Ukrainian chaplain: ‘Every Sunday I hear of war deaths’ A bird sits on a cross amid newly made graves at a cemetery near Mariupol, Ukraine. Photo: CNS

Chaplain to the Ukrainian community in Ireland Fr Vasyl Kornitsky has said that “every single Sunday” he hears from members of his congregation about family members who’ve died in Ukraine, and that the ongoing war is “affecting everyone”.

This comes following the news that the community of Carrick-on-Shannon in Co. Leitrim are rallying around 18-year old Ukrainian Kateryna whose family were killed by Russian shelling over the weekend.

The bombs killed her mother Olesya, 39, her stepfather Dmitro, her 11-year-old brother Artem, and her newborn sister Sophia who was just 23 days old. Only her 16-year-old sister escaped as she was at their grandmother’s house at the time.

Speaking to The Irish Catholic newspaper, Fr Kornitsky said that “it doesn’t matter whether you live in Ukraine or outside of Ukraine because in one way or another we all have family members back home,” and so everyone in the Ukrainian community in Ireland continues to be affected.

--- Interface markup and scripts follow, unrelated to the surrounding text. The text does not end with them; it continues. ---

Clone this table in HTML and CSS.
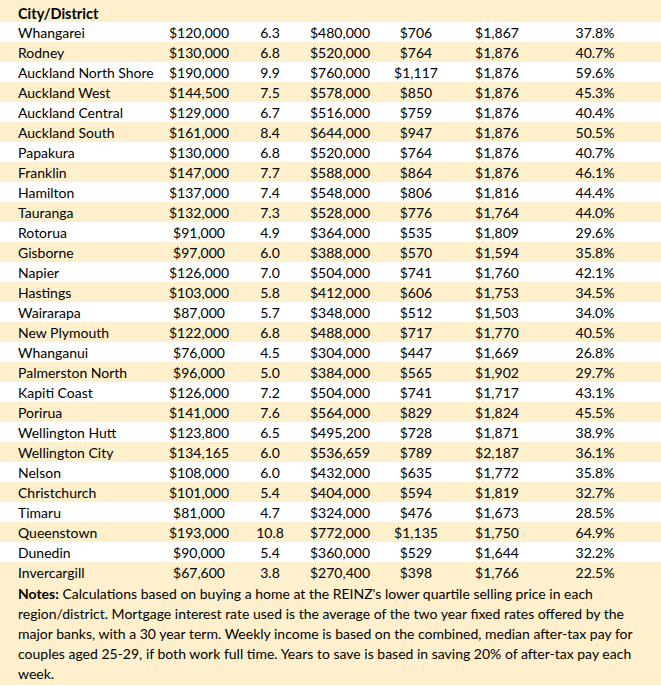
FILE: index.html
```html
<!DOCTYPE html>
<html>
<head>
<meta charset="utf-8">
<link rel="stylesheet" href="styles.css">
</head>
<body>
<div class="sheet">
<table class="data">
<colgroup>
<col class="c1"><col class="c2"><col class="c3"><col class="c4"><col class="c5"><col class="c6"><col class="c7">
</colgroup>
<thead>
<tr class="head"><th>City/District</th><th></th><th></th><th></th><th></th><th></th><th></th></tr>
</thead>
<tbody>
<tr><td>Whangarei</td><td>$120,000</td><td>6.3</td><td>$480,000</td><td>$706</td><td>$1,867</td><td>37.8%</td></tr>
<tr><td>Rodney</td><td>$130,000</td><td>6.8</td><td>$520,000</td><td>$764</td><td>$1,876</td><td>40.7%</td></tr>
<tr><td>Auckland North Shore</td><td>$190,000</td><td>9.9</td><td>$760,000</td><td>$1,117</td><td>$1,876</td><td>59.6%</td></tr>
<tr><td>Auckland West</td><td>$144,500</td><td>7.5</td><td>$578,000</td><td>$850</td><td>$1,876</td><td>45.3%</td></tr>
<tr><td>Auckland Central</td><td>$129,000</td><td>6.7</td><td>$516,000</td><td>$759</td><td>$1,876</td><td>40.4%</td></tr>
<tr><td>Auckland South</td><td>$161,000</td><td>8.4</td><td>$644,000</td><td>$947</td><td>$1,876</td><td>50.5%</td></tr>
<tr><td>Papakura</td><td>$130,000</td><td>6.8</td><td>$520,000</td><td>$764</td><td>$1,876</td><td>40.7%</td></tr>
<tr><td>Franklin</td><td>$147,000</td><td>7.7</td><td>$588,000</td><td>$864</td><td>$1,876</td><td>46.1%</td></tr>
<tr><td>Hamilton</td><td>$137,000</td><td>7.4</td><td>$548,000</td><td>$806</td><td>$1,816</td><td>44.4%</td></tr>
<tr><td>Tauranga</td><td>$132,000</td><td>7.3</td><td>$528,000</td><td>$776</td><td>$1,764</td><td>44.0%</td></tr>
<tr><td>Rotorua</td><td>$91,000</td><td>4.9</td><td>$364,000</td><td>$535</td><td>$1,809</td><td>29.6%</td></tr>
<tr><td>Gisborne</td><td>$97,000</td><td>6.0</td><td>$388,000</td><td>$570</td><td>$1,594</td><td>35.8%</td></tr>
<tr><td>Napier</td><td>$126,000</td><td>7.0</td><td>$504,000</td><td>$741</td><td>$1,760</td><td>42.1%</td></tr>
<tr><td>Hastings</td><td>$103,000</td><td>5.8</td><td>$412,000</td><td>$606</td><td>$1,753</td><td>34.5%</td></tr>
<tr><td>Wairarapa</td><td>$87,000</td><td>5.7</td><td>$348,000</td><td>$512</td><td>$1,503</td><td>34.0%</td></tr>
<tr><td>New Plymouth</td><td>$122,000</td><td>6.8</td><td>$488,000</td><td>$717</td><td>$1,770</td><td>40.5%</td></tr>
<tr><td>Whanganui</td><td>$76,000</td><td>4.5</td><td>$304,000</td><td>$447</td><td>$1,669</td><td>26.8%</td></tr>
<tr><td>Palmerston North</td><td>$96,000</td><td>5.0</td><td>$384,000</td><td>$565</td><td>$1,902</td><td>29.7%</td></tr>
<tr><td>Kapiti Coast</td><td>$126,000</td><td>7.2</td><td>$504,000</td><td>$741</td><td>$1,717</td><td>43.1%</td></tr>
<tr><td>Porirua</td><td>$141,000</td><td>7.6</td><td>$564,000</td><td>$829</td><td>$1,824</td><td>45.5%</td></tr>
<tr><td>Wellington Hutt</td><td>$123,800</td><td>6.5</td><td>$495,200</td><td>$728</td><td>$1,871</td><td>38.9%</td></tr>
<tr><td>Wellington City</td><td>$134,165</td><td>6.0</td><td>$536,659</td><td>$789</td><td>$2,187</td><td>36.1%</td></tr>
<tr><td>Nelson</td><td>$108,000</td><td>6.0</td><td>$432,000</td><td>$635</td><td>$1,772</td><td>35.8%</td></tr>
<tr><td>Christchurch</td><td>$101,000</td><td>5.4</td><td>$404,000</td><td>$594</td><td>$1,819</td><td>32.7%</td></tr>
<tr><td>Timaru</td><td>$81,000</td><td>4.7</td><td>$324,000</td><td>$476</td><td>$1,673</td><td>28.5%</td></tr>
<tr><td>Queenstown</td><td>$193,000</td><td>10.8</td><td>$772,000</td><td>$1,135</td><td>$1,750</td><td>64.9%</td></tr>
<tr><td>Dunedin</td><td>$90,000</td><td>5.4</td><td>$360,000</td><td>$529</td><td>$1,644</td><td>32.2%</td></tr>
<tr><td>Invercargill</td><td>$67,600</td><td>3.8</td><td>$270,400</td><td>$398</td><td>$1,766</td><td>22.5%</td></tr>
</tbody>
</table>
<p class="notes"><b>Notes:</b> Calculations based on buying a home at the REINZ's lower quartile selling price in each region/district. Mortgage interest rate used is the average of the two year fixed rates offered by the major banks, with a 30 year term. Weekly income is based on the combined, median after-tax pay for couples aged 25-29, if both work full time. Years to save is based in saving 20% of after-tax pay each week.</p>
</div>
</body>
</html>
```

FILE: styles.css
```css
html, body {
  margin: 0;
  padding: 0;
  background: #ffffff;
}
body {
  font-family: Lato, "Open Sans", "Liberation Sans", sans-serif;
  font-size: 14px;
  color: #000000;
}
.sheet {
  width: 661px;
  background: #fff0cd;
}
.data {
  width: 661px;
  border-collapse: collapse;
  table-layout: fixed;
}
.c1 { width: 160px; }
.c2 { width: 78px; }
.c3 { width: 64px; }
.c4 { width: 76px; }
.c5 { width: 76px; }
.c6 { width: 86px; }
.c7 { width: 121px; }
.data th, .data td {
  padding: 1px 0 0 0;
  height: 19px;
  line-height: 19px;
  text-align: center;
  white-space: nowrap;
  vertical-align: top;
}
.data th:first-child, .data td:first-child {
  text-align: left;
  padding-left: 18px;
}
.data td:last-child, .data th:last-child {
  padding-right: 11px;
}
.head th {
  padding-top: 6px;
  height: 16px;
  line-height: 16px;
  font-weight: bold;
  font-size: 14.5px;
}
.data tbody tr:nth-child(odd) {
  background: #ffffff;
}
.data tbody tr:nth-child(even) {
  background: #fff0cd;
}
.notes {
  margin: 0;
  padding: 2px 12px 1px 18px;
  line-height: 20px;
}
```
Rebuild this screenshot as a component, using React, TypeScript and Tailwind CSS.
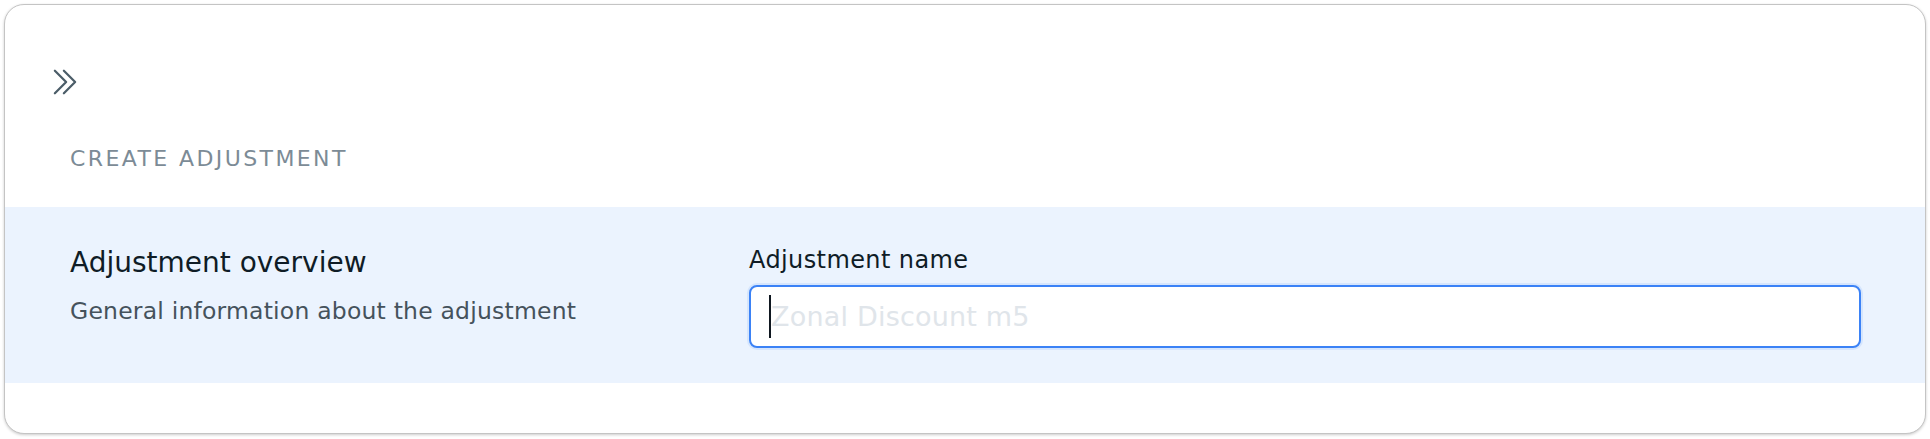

“Some family members are fighting at the moment, we have people who get killed. We have people who lose someone in Ukraine. We have people who can’t leave the country because they’re living in occupied territory,” he said.

“Every single Sunday after Mass I have people come up to me after Mass to tell me, ‘This person has died,’ ‘This person was killed but there is no one to bury the body in Ukraine’.

“That has such a huge effect on the people here, who can’t go back home, and there is no one to bury the body. Every single Sunday we have people, soldiers who are killed and their mum is here. The war in Ukraine effects everyone in different ways,” Fr Kornitsky said.

The importance of the Catholic community has become clear to the Ukrainians of Ireland, Fr Kornitsky said, because “if you’re in pain or traumatised by the war, you need a community”.

“That’s why after each Sunday Mass we organise coffee and tea. That social aspect is very important, for people to get together and talk and share. It’s so important, especially in these times, for us to stick together, to be together, to pray together.”